US-Iran Tensions Flare After Carrier Transited Strait of Hormuz

Iranian navy members take positions during a drill in the Sea of Oman, Dec. 28, 2011. Iran's navy chief warned that his country can easily close the strategic Strait of Hormuz at the mouth of the Persian Gulf. - Ali Mohammadi/IIPA/AP Photo

Tension between Iran and the United States in the Strait of Hormuz increased again Thursday as an Iranian military official told the official IRNA news agency its planes had shot photographs and video of a US aircraft carrier in the strategic narrow waterway in the Persian Gulf.

According to the Associated Press, Rear Adm. Mahmoud Mousavi was quoted saying the photos are evidence that Iran's navy is "observing moves by foreign forces" not far from where Iranian ships are conducting military exercises. The Strait of Hormuz is a vital transit point for up to 20 percent of the world's oil supply. Only a few dozen miles wide at its narrowest point, it lies between Iran, the United Arab Emirates, and Oman. Iran said this week it would choke off that supply if the United States and its allies imposed sanctions on Iran's oil sector.

The US Navy's Fifth Fleet, which is based in Bahrain across from Iran and guards the passageway, confirmed to ABC News that two of its ships did pass through the Strait of Hormuz on Dec.27 en route to the Arabian Sea where they are assisting operations in Afghanistan.

"The aircraft carrier USS John C. Stennis (CVN 74) and guided-missile cruiser USS Mobile Bay (CG 53), conducted a planned, routine transit through the Strait of Hormuz, Dec. 27.  "The ships completed a port visit in Jebel Ali, UAE, and transited the Strait, in order to provide air support to Operation Enduring Freedom from the North Arabian Sea," Fifth Fleet spokeswoman Lt. Rebecca Rebarich said in an emailed response to questions about the Iranian report.

Lt Rebarich said Fifth Fleet's regular contacts with Iran's Navy "continues to be within the standards of maritime practice, well known, routine and professional," but she added that "It is not standard practice to share our transits due to operational security."

The Pentagon said yesterday it would not allow Iran to follow through on its threats.

"Closing the Strait of Hormuz will not be tolerated," spokesman George Little told ABC News. He said Iran was entitled to conduct its military exercises, but added that "raising the temperature on tensions is unhelpful."

The State Department dismissed Iran's threat as "rhetoric."

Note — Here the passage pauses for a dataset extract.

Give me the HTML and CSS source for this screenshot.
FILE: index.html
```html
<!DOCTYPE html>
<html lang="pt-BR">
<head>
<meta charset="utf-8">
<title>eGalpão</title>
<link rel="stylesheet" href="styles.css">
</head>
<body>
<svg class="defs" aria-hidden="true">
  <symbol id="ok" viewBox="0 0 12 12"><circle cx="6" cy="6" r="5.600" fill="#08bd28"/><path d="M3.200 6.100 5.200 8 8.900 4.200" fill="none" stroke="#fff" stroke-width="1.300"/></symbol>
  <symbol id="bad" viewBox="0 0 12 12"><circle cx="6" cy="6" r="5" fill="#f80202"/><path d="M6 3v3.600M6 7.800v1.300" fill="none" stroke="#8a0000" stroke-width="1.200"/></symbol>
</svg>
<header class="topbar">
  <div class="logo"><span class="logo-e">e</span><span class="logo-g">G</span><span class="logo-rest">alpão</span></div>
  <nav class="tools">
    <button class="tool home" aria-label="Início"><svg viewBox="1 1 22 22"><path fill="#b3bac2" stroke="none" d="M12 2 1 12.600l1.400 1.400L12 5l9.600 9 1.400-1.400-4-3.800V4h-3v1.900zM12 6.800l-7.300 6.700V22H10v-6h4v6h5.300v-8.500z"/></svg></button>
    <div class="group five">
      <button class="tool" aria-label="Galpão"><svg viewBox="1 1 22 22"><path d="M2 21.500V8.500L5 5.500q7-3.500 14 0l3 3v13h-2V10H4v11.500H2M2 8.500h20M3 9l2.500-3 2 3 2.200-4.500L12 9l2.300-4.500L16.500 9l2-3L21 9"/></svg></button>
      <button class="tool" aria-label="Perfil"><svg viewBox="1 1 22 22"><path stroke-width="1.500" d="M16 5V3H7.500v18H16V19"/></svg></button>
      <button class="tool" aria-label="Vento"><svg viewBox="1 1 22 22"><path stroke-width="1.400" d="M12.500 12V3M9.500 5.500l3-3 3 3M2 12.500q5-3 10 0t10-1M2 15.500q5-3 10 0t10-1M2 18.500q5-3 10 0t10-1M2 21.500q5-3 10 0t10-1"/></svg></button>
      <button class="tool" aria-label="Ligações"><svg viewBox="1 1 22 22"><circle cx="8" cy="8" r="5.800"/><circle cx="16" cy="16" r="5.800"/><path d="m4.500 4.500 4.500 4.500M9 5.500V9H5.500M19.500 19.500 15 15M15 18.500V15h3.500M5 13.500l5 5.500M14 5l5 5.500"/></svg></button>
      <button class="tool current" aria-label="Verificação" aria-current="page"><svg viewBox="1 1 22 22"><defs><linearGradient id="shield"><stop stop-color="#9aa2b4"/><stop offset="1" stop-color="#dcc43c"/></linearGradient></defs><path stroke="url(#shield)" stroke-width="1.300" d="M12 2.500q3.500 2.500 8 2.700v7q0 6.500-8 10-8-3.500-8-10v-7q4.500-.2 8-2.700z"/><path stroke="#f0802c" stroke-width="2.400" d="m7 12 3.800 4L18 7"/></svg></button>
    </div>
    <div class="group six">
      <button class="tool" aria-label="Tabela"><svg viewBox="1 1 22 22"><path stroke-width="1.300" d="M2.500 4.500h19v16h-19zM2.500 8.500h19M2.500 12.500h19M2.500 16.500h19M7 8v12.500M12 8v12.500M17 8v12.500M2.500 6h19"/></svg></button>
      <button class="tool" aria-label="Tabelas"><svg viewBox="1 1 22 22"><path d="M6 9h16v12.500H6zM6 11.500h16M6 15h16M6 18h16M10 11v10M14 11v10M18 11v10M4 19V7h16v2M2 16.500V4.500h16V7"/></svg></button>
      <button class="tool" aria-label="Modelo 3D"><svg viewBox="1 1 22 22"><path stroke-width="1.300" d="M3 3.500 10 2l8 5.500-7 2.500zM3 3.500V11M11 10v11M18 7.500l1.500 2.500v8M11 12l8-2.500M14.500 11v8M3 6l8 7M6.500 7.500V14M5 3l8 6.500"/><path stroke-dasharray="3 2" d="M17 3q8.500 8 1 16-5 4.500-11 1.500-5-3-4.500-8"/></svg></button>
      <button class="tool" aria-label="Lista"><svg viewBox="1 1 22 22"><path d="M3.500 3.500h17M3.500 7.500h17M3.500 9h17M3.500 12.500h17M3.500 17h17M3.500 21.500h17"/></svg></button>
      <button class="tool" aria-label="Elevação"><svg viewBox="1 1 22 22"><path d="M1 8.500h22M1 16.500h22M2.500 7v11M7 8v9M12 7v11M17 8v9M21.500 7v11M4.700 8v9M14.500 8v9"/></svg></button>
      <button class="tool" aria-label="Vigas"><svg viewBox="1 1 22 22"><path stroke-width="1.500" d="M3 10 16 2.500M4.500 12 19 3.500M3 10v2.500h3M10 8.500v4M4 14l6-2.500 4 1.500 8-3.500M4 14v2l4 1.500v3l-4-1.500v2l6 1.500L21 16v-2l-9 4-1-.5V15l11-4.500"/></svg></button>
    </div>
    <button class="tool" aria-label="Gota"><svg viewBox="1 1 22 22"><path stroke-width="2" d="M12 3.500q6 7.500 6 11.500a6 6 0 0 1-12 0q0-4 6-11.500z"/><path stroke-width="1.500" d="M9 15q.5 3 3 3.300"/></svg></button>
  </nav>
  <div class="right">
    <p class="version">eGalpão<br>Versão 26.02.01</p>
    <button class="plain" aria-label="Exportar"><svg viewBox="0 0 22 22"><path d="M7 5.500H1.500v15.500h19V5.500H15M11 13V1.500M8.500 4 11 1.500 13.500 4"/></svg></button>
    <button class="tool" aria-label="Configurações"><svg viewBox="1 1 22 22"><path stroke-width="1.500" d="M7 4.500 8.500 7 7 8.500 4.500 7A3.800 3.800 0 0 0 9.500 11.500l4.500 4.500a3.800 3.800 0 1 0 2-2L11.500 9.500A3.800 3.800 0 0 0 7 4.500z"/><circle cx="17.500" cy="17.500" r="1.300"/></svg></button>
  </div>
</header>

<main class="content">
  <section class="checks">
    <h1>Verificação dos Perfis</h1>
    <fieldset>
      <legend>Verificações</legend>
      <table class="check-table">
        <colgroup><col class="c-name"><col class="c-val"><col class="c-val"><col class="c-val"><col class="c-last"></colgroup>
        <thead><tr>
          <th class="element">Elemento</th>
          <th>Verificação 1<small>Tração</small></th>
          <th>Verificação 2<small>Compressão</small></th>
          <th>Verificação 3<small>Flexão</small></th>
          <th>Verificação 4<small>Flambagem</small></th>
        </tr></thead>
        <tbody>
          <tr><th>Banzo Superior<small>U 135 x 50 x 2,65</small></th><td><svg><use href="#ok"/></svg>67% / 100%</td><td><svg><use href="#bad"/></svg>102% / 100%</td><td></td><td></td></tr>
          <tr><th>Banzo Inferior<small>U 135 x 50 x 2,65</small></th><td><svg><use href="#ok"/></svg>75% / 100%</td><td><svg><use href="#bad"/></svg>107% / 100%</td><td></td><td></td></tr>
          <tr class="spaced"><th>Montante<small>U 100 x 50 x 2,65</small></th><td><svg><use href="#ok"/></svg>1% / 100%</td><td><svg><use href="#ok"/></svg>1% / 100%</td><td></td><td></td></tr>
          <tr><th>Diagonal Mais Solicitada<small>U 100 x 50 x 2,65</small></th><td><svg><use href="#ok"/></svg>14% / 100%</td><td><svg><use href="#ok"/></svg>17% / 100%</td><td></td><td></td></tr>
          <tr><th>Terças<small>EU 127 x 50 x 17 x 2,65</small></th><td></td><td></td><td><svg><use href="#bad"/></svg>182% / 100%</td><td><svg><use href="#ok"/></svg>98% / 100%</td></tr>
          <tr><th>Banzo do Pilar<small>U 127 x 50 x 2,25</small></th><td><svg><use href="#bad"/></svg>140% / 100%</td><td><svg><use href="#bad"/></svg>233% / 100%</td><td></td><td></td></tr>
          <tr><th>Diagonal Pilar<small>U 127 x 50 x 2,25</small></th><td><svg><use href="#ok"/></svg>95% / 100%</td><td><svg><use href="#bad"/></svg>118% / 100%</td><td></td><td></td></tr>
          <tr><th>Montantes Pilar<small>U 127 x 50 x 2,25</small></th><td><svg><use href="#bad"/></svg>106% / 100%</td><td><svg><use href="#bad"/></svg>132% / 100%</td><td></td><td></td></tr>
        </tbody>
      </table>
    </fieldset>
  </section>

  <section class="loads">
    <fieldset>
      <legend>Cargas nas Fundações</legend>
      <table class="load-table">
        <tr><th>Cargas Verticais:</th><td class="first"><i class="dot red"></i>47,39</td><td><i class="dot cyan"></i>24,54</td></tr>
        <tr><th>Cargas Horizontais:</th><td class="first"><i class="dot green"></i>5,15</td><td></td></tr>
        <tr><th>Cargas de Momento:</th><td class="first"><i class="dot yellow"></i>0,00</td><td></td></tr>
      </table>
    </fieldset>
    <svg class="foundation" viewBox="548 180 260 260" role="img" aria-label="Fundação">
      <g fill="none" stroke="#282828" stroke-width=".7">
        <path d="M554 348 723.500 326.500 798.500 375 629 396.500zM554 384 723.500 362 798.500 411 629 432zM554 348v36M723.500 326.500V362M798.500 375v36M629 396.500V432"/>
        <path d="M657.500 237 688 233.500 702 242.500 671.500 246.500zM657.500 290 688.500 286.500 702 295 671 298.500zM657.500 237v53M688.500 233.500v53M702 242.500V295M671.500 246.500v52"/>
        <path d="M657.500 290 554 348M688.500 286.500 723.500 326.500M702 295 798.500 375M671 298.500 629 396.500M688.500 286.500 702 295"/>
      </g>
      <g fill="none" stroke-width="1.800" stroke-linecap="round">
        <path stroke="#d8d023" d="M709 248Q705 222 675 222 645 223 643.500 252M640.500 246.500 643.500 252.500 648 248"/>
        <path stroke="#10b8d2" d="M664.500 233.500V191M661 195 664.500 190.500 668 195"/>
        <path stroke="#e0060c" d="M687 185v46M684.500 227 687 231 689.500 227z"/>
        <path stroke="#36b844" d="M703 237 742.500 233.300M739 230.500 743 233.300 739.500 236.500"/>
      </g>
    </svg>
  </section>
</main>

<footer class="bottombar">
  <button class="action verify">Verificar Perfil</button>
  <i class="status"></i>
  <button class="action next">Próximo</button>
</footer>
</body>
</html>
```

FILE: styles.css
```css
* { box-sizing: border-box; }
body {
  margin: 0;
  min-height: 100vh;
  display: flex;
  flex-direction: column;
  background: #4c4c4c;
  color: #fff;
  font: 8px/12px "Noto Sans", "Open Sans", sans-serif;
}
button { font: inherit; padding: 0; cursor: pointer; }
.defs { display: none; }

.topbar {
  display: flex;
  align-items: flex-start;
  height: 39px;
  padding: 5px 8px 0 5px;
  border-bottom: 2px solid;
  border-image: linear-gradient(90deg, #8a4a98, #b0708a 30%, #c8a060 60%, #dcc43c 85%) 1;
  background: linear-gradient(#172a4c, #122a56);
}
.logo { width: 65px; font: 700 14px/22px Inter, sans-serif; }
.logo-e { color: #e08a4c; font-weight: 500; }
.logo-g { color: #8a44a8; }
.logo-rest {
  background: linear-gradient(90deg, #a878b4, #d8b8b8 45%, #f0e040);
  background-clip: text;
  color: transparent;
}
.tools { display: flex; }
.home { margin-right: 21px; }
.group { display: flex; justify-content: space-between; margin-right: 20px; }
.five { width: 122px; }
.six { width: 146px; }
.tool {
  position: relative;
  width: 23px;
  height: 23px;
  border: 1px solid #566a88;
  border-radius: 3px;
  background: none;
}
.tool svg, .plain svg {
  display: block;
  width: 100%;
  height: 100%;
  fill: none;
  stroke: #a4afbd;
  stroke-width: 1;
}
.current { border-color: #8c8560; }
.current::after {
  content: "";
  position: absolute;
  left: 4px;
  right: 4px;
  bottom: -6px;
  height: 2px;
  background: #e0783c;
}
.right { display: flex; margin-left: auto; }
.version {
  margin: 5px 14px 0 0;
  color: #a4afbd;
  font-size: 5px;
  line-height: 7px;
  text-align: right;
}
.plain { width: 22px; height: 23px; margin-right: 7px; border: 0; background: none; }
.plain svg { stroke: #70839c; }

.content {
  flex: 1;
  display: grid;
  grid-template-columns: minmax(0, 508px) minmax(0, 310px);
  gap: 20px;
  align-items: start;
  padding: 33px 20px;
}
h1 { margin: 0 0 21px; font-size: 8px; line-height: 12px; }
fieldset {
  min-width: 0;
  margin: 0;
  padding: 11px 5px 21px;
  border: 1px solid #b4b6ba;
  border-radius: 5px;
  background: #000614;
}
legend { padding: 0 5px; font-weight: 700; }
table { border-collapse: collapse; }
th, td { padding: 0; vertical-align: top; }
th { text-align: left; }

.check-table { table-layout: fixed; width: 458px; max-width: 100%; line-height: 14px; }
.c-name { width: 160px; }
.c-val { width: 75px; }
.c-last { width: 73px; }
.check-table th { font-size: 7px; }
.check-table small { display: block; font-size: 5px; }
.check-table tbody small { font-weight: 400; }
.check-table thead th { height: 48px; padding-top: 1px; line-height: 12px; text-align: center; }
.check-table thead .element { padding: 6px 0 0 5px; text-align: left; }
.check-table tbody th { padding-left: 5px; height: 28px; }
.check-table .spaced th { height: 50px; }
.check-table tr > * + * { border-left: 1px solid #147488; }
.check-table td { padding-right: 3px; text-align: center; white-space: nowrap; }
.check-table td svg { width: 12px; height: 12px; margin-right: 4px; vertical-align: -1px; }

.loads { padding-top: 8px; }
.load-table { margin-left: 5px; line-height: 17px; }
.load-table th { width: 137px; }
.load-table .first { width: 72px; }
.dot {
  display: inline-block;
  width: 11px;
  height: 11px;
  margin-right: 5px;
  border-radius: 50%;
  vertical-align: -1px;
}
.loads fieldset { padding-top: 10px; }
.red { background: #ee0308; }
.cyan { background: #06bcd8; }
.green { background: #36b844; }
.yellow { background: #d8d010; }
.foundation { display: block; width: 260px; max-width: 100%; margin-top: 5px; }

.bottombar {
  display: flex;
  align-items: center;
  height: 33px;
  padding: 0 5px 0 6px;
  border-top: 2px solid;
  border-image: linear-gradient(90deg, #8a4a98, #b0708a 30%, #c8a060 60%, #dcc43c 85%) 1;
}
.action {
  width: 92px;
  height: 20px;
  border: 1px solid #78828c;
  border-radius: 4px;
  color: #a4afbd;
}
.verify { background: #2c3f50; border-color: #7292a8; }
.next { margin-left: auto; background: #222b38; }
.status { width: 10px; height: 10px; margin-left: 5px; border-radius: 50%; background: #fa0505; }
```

The United States is preparing new sanctions which could target Iran's Central Bank, which processes the country's oil payments. Doing so would effectively cut off Iran's oil sector. The Obama administration has been discussing the measure with allied oil-rich countries like Saudi Arabia who could increase production to offset the loss of Iran's oil on the global market, which would likely raise oil prices around the world. On Wednesday Saudi Arabia said was prepared to increase production if needed.

If Iran were to cut off oil shipments through the Strait of Hormuz, experts say that would almost surely lead to a spike in oil prices but it would also hurt Iran as well.

"Iran depends on the strait to export its own oil, which generates about $80 billion in earnings and about 60 percent of its budget," Daniel Yergin, the chairman and founder of IHS Cambridge Energy, wrote in his book "The Quest: Energy, Security, and the Remaking of the Modern World."